----- DATASET EXTRACT

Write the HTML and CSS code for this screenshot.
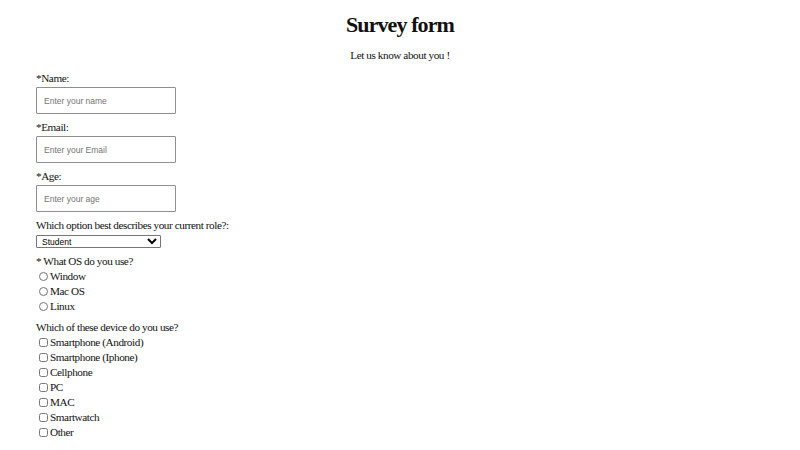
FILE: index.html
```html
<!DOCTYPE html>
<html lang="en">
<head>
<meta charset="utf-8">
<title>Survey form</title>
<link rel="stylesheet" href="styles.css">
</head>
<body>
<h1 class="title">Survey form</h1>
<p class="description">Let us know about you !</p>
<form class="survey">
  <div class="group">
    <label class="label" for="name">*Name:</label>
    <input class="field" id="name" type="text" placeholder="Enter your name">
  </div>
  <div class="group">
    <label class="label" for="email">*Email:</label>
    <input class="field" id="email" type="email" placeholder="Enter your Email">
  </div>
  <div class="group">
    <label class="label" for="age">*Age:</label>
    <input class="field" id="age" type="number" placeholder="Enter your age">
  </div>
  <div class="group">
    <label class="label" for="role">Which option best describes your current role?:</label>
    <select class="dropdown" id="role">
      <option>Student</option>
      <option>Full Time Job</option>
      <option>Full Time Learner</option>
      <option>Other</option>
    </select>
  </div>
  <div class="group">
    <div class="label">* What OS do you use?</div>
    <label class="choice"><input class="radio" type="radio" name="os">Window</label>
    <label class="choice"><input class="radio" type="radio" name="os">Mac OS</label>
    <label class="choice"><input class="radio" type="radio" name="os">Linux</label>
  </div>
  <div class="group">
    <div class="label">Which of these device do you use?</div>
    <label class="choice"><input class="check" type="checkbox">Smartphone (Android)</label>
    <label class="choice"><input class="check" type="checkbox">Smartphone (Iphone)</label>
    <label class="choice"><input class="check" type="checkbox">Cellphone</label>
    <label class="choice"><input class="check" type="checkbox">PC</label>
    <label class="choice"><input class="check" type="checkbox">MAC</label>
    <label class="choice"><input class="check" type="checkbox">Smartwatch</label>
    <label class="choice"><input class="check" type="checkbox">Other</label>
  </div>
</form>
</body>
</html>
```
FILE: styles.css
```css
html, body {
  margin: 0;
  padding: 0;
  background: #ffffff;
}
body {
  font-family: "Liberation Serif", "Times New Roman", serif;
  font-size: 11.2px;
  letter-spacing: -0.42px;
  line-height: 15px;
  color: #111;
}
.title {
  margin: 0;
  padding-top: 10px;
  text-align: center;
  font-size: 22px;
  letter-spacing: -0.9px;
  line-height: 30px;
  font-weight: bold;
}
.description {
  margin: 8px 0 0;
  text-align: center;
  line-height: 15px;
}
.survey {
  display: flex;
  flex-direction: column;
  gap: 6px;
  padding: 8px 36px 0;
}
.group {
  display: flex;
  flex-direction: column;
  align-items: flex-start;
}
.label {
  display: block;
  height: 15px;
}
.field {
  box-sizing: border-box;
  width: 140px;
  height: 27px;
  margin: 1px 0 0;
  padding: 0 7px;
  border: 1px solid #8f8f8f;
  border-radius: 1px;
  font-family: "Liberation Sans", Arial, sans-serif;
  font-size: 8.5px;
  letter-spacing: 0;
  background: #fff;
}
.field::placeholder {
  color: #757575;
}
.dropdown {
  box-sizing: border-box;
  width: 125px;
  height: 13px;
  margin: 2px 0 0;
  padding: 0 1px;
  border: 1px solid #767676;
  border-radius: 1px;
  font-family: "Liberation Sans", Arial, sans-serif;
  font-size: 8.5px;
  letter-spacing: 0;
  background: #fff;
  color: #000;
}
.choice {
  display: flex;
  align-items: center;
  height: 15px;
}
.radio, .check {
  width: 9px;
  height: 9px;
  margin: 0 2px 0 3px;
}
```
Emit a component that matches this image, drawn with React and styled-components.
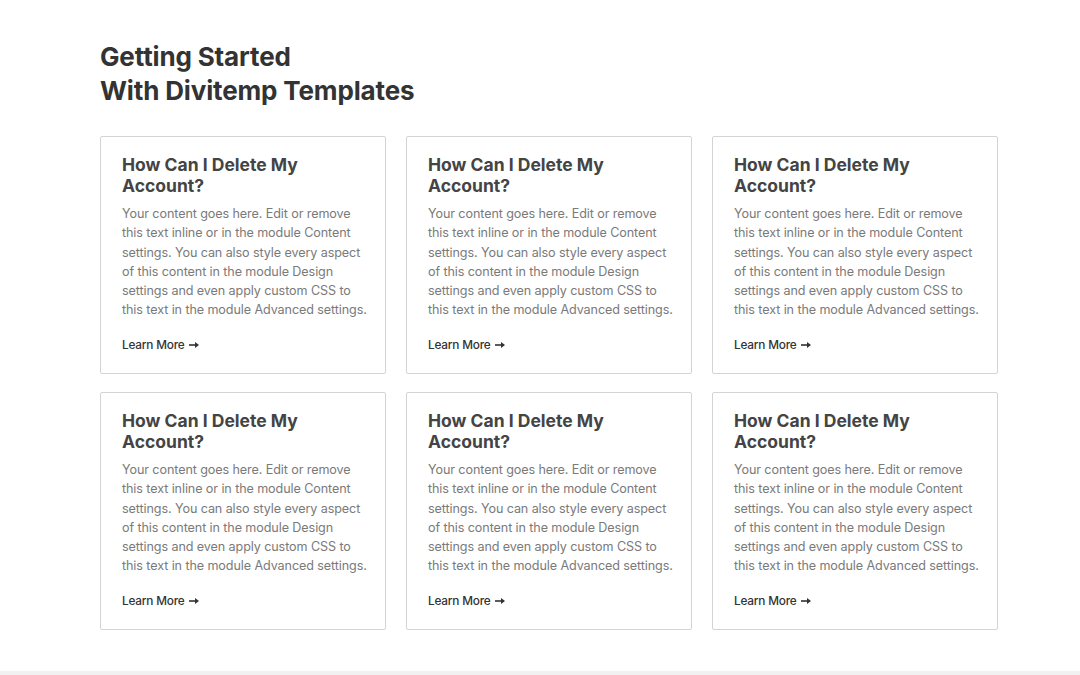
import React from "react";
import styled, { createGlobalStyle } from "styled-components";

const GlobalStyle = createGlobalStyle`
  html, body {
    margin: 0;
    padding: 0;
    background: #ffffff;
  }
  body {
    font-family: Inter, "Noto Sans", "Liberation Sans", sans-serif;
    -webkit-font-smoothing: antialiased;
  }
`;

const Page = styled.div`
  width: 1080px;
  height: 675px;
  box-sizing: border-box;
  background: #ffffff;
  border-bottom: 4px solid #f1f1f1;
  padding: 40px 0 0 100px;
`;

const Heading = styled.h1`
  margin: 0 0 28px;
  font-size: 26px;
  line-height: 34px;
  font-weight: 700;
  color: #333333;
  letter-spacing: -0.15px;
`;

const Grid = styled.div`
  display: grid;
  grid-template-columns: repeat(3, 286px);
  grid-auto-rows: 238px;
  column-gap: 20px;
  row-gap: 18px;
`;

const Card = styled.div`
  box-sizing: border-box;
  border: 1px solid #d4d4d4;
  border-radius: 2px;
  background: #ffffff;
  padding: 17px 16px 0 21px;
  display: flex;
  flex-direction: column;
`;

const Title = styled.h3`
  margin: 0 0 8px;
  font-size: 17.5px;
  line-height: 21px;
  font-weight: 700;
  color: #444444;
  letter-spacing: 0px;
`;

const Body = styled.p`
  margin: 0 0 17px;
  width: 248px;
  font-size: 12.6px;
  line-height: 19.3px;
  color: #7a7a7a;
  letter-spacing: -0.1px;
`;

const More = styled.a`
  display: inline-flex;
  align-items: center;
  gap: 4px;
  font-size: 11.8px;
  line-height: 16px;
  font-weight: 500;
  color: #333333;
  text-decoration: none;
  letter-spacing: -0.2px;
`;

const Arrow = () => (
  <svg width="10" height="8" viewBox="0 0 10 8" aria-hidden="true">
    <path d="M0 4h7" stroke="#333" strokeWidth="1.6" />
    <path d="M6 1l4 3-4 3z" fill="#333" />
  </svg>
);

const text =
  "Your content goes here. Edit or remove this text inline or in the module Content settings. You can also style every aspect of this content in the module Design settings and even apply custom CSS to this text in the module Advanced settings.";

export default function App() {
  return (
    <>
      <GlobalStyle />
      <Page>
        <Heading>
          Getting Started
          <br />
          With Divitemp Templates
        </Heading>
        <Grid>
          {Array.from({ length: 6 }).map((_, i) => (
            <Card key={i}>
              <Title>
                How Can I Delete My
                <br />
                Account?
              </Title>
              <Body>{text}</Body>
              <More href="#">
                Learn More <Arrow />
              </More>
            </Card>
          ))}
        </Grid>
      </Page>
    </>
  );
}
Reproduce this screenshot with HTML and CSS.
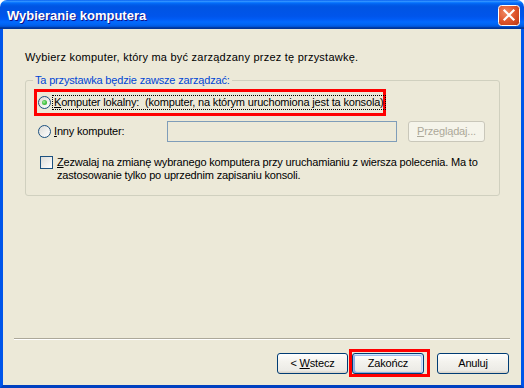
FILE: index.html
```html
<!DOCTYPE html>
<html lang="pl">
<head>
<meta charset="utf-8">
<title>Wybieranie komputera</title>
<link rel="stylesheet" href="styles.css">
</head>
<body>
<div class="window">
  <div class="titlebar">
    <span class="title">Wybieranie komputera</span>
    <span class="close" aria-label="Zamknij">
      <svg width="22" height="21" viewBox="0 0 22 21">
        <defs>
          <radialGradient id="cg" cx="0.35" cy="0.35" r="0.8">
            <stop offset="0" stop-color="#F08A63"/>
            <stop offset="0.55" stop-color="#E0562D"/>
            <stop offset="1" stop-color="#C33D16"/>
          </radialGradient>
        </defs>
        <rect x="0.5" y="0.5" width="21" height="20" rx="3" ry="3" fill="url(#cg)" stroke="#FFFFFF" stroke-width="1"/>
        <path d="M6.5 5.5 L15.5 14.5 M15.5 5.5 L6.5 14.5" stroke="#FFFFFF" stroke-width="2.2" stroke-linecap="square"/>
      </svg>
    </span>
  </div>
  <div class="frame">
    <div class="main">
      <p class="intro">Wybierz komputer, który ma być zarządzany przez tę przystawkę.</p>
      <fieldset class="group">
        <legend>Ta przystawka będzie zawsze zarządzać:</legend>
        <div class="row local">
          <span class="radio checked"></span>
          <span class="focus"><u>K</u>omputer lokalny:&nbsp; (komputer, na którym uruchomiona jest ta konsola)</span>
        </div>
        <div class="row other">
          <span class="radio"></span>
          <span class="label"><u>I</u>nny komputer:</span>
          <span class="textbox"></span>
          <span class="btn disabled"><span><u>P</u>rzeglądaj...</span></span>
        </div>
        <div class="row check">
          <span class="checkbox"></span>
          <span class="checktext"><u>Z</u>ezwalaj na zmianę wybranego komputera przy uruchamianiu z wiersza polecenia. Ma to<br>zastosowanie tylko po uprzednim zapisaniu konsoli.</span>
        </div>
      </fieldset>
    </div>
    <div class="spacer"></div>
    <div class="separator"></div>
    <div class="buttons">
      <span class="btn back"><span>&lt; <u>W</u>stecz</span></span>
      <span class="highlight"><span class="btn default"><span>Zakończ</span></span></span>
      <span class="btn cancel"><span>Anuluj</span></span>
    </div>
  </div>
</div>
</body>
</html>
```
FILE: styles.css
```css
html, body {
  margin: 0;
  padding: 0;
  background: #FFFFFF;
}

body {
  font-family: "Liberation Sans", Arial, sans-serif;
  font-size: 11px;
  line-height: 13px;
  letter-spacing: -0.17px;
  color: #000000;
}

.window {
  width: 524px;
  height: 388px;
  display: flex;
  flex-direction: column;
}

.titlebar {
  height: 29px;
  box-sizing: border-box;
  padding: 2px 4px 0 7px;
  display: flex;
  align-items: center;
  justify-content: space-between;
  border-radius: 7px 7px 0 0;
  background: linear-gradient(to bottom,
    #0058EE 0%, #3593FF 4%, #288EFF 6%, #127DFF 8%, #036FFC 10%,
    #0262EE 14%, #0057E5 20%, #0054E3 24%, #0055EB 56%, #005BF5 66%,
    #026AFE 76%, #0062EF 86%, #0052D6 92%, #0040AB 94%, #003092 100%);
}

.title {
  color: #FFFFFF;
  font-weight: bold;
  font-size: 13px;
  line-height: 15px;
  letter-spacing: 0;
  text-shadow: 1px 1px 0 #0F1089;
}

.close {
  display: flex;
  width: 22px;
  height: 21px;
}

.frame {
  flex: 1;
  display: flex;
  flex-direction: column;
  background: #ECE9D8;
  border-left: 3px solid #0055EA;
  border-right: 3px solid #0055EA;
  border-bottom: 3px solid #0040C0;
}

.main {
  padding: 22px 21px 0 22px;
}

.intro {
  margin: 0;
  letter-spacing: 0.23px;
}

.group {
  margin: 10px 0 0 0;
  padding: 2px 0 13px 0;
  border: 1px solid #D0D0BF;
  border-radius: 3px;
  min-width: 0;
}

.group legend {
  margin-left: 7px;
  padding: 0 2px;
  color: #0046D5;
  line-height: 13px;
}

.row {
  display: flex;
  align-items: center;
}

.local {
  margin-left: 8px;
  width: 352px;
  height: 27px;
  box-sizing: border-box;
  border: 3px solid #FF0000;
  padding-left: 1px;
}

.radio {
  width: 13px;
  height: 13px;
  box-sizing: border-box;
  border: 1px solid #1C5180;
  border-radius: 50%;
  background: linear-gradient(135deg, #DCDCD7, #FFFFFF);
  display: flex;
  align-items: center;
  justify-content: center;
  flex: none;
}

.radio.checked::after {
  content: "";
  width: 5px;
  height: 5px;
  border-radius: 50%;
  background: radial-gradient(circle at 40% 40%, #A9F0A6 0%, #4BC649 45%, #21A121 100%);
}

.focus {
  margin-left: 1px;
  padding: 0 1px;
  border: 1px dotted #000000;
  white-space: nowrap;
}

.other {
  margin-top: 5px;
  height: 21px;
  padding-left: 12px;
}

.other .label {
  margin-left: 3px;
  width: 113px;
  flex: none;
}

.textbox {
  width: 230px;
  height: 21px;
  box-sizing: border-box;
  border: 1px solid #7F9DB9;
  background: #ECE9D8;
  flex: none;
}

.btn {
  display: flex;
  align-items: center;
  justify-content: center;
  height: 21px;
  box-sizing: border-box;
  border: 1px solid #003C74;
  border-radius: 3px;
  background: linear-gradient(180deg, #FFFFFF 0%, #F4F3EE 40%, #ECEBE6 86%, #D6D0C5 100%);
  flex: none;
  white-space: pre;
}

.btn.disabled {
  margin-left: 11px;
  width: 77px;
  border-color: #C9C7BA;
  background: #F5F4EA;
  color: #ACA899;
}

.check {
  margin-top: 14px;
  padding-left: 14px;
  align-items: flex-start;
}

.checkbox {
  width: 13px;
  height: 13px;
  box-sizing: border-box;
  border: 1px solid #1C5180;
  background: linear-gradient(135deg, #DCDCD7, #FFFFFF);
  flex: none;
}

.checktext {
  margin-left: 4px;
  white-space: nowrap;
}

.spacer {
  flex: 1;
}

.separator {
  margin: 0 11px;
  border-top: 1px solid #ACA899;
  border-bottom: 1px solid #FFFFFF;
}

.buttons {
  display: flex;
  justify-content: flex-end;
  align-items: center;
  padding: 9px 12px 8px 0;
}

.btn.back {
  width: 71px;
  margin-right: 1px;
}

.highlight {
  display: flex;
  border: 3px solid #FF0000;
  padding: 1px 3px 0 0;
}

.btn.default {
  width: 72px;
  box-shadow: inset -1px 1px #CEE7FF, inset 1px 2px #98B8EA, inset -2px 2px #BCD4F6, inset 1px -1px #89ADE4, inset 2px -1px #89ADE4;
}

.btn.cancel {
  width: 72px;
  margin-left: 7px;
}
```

----------

** REQUIREMENT **
Track down all lines above with the string "this" and copy them.

** FULL ANSWER **
Write the HTML and CSS code for this screenshot.
Emit a component that matches this image, drawn with React and styled-components.
  "Your content goes here. Edit or remove this text inline or in the module Content settings. You can also style every aspect of this content in the module Design settings and even apply custom CSS to this text in the module Advanced settings.";
Reproduce this screenshot with HTML and CSS.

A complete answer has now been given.